The start of the French new editorial season was marked by publishing house Cahier de l’Herne’s release of a volume devoted to Hannah Arendt. For the occasion, K, in partnership with Akadem, looks back at the Jewish dimensions of the life and work of a major intellectual figure of the second half of the 20th century and author of a plethora of works. Arendtian theories of anti-Semitism, the relationship of the political philosopher to Zionism, but also questions about her links with Heidegger, Avishag Zafrani converses about all this with the philosophers Martine Leibovici and Aurore Mréjen, editors of this important publication. These different subjects affect the disposition from which we read today Arendt’s great “enigmatic” work. Central in Arendt’s thought, as much as in the philosophy that has been produced since Auschwitz, the question of responsibility for the Holocaust also comes up in these discussions.

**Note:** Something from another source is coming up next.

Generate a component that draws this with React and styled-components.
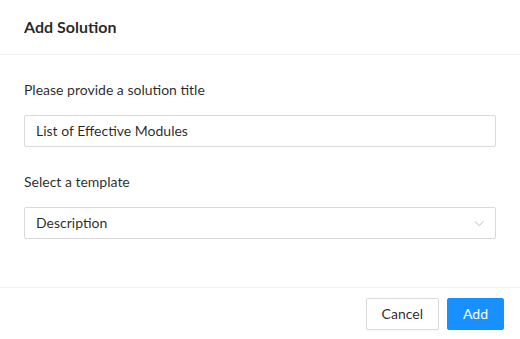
import styled, { createGlobalStyle } from "styled-components";

const Global = createGlobalStyle`
  body {
    margin: 0;
    background: #fff;
    font-family: Lato, "Noto Sans", sans-serif;
    font-size: 14px;
    color: rgba(0, 0, 0, 0.85);
    overflow: hidden;
  }
`;

const Modal = styled.div`
  width: 520px;
  height: 340px;
  display: flex;
  flex-direction: column;
  background: #fff;
`;

const Header = styled.div`
  padding: 16px 24px;
  border-bottom: 1px solid #f0f0f0;
`;

const Title = styled.div`
  font-size: 16px;
  font-weight: 700;
  line-height: 22px;
`;

const Body = styled.div`
  flex: 1;
  padding: 24px 24px 0;
`;

const Label = styled.div`
  line-height: 22px;
  margin-bottom: 14px;
  margin-top: ${(p) => p.top || 0}px;
`;

const Field = styled.div`
  height: 32px;
  box-sizing: border-box;
  border: 1px solid #d9d9d9;
  border-radius: 2px;
  padding: 0 11px;
  display: flex;
  align-items: center;
  justify-content: space-between;
  line-height: 22px;
`;

const Footer = styled.div`
  border-top: 1px solid #f0f0f0;
  padding: 10px 16px;
  display: flex;
  justify-content: flex-end;
  gap: 8px;
`;

const Button = styled.button`
  height: 32px;
  padding: 4px 15px;
  font-family: inherit;
  font-size: 14px;
  line-height: 22px;
  border-radius: 2px;
  border: 1px solid ${(p) => (p.primary ? "#1890ff" : "#d9d9d9")};
  background: ${(p) => (p.primary ? "#1890ff" : "#fff")};
  color: ${(p) => (p.primary ? "#fff" : "rgba(0, 0, 0, 0.85)")};
  box-shadow: 0 2px 0 rgba(0, 0, 0, 0.016);
`;

const Arrow = () => (
  <svg width="12" height="12" viewBox="0 0 12 12" fill="none">
    <path d="M3 4.5 L7.25 8.5 L11.5 4.5" stroke="#bfbfbf" strokeWidth="1" />
  </svg>
);

export default function App() {
  return (
    <Modal>
      <Global />
      <Header>
        <Title>Add Solution</Title>
      </Header>
      <Body>
        <Label>Please provide a solution title</Label>
        <Field>List of Effective Modules</Field>
        <Label top={24}>Select a template</Label>
        <Field>
          Description
          <Arrow />
        </Field>
      </Body>
      <Footer>
        <Button>Cancel</Button>
        <Button primary>Add</Button>
      </Footer>
    </Modal>
  );
}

The same theme, in another mode, emerges from Sam Sussman’s short story, which K. has the great pleasure to publish this week. Winner of the prestigious BAFTA New Writing Contest and the Oxford Review of Books Short Fiction Prize, this promising young author is still unknown in continental Europe, which is the setting for much of his fiction. “In the Palace” tells the story of an American Jewish student visiting Germany whose affair with a haughty Berlin student leads him back to the traces of a family history swept away by the Holocaust.
Finally, after last month’s Italian municipal elections, K. reprises its interview with Tobia Zevi. A candidate for mayor of Rome, Zevi eventually withdrew from the race before being appointed by the new mayor, Roberto Gualtieri, to the post of deputy mayor in charge of heritage and housing policies. This is a key position from which he will be able to embody the Jewish voice whose history and stakes in Italian public life he detailed a few months ago.